Let's consider the free Maxwell theory in $2+1$ dimensions
$$S[A]=-\frac{1}{2}\int F\wedge\ast F$$
where $F=dA$, and $A$ is a $U(1)$-gauge field.
- This theory has two generalized global symmetries $U(1)_{e}$ and $U(1)_{m}$ associated with the topological currents
$$J_{e}=F,\quad\mathrm{and}\quad J_{m}=\ast F.$$
Their conservation follows directly from the EOM and the Bianchi identity
$$d\ast J_{e}=d\ast F=0,\quad d\ast J_{m}=dF=0.$$
The Lagrangian can be converted into the dual photon description. First, one imposes the Bianchi identity by hand into the path integral
$$\mathcal{Z}=\int\mathcal{D}F\int\mathcal{D}\sigma \exp\left\{i\int\left(-\frac{1}{2}F\wedge\ast F+\sigma dF\right)\right\}$$
where $\sigma$ is an auxiliary field, whose integral produces the Bianchi identity $dF=0$. Integrating out the gauge invariant variable $F$, one obtains the dual theory
$$\mathcal{Z}=\int\mathcal{D}\sigma\exp\left\{i\int\frac{1}{2}d\sigma\wedge\ast d\sigma\right\}$$
This theory should be equivalent to the original one, and its only Abelian symmetry is the shift
$$U(1):\sigma\rightarrow\sigma+\alpha$$
where $\alpha\in\mathbb{R}$. The corresponding Noether current is
$$J=d\sigma.$$
This symmetry should be identified with the global symmetry $U(1)_{e}$ or $U(1)_{m}$, depending on which one of $F$ or $\ast F$ is dualized.

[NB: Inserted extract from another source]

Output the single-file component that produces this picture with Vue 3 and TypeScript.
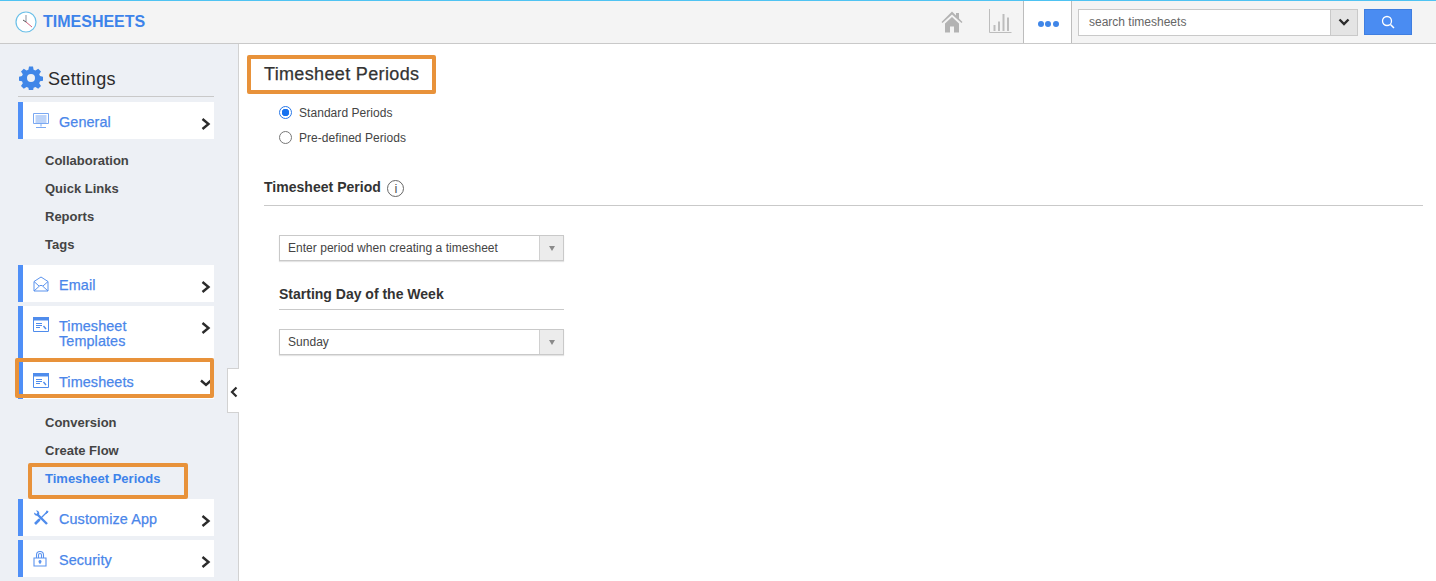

The vaccua manifold of this theory can be identified with $\mathbb{R}$. Picking out one of its vacuum, the global symmetry is spontaneously broken.
- Next, one can add a Dirac monopole operator $\mathcal{M}(x)$ into the above theory. This can be achieved by imposing
$$dF=2\pi\delta(x)$$
into the path-integral. One has
$$\mathcal{Z}=\int\mathcal{D}F\int\mathcal{D}\sigma \exp\left\{i\int\left(-\frac{1}{2}F\wedge\ast F+\sigma(x)(dF-2\pi\delta(x))\right)\right\}$$
Integrating out $F$, one obtains
$$\mathcal{Z}=\int\mathcal{D}\sigma\exp\left\{i\int\left(\frac{1}{2}d\sigma\wedge\ast d\sigma-2\pi\sigma(x)\delta(x)\right)\right\}=\int\mathcal{D}\sigma e^{-2\pi i\sigma(0)}e^{\frac{i}{2}\int d\sigma\wedge\ast d\sigma}.$$
Therefore, one can define the monopole operator in the dual photon description by
$$\mathcal{M}(x)=e^{-2\pi i\sigma(x)}$$
and insert it into the path integral, and write
$$\mathcal{Z}=\int\mathcal{D}\sigma\mathcal{M}(0)e^{\frac{i}{2}\int d\sigma\wedge\ast d\sigma}.$$
Under the global $U(1)$ transformation, one has
$$\mathcal{M}(x)\rightarrow e^{-2\pi i\alpha}\mathcal{M}(x)$$
where $\alpha\in S^{1}$. Therefore the global $U(1)$ symmetry is broken to $\mathbb{Z}$.
On the other hand, I found something strange from David Tong's Lecture Notes on Gauge Theory. In section 8.2 page 377, he claimed that for the Abelian-Higgs model,
$$S=\int d^{3}x\left(-\frac{1}{4e^{2}}F_{\mu\nu}F^{\mu\nu}+|D_{\mu}\phi|^{2}-m^{2}|\phi|^{2}-\lambda|\phi|^{4}\right)$$
where $F_{\mu\nu}=\partial_{\mu}A_{\nu}-\partial_{\nu}A_{\mu}$, the topological symmetry associated with $J=\ast F$ is unbroken in the Higgs phase when the Dirac monopole is present.
Can anybody help me understand why the generalized global symmetry in this case in unbroken even when the monopole is present?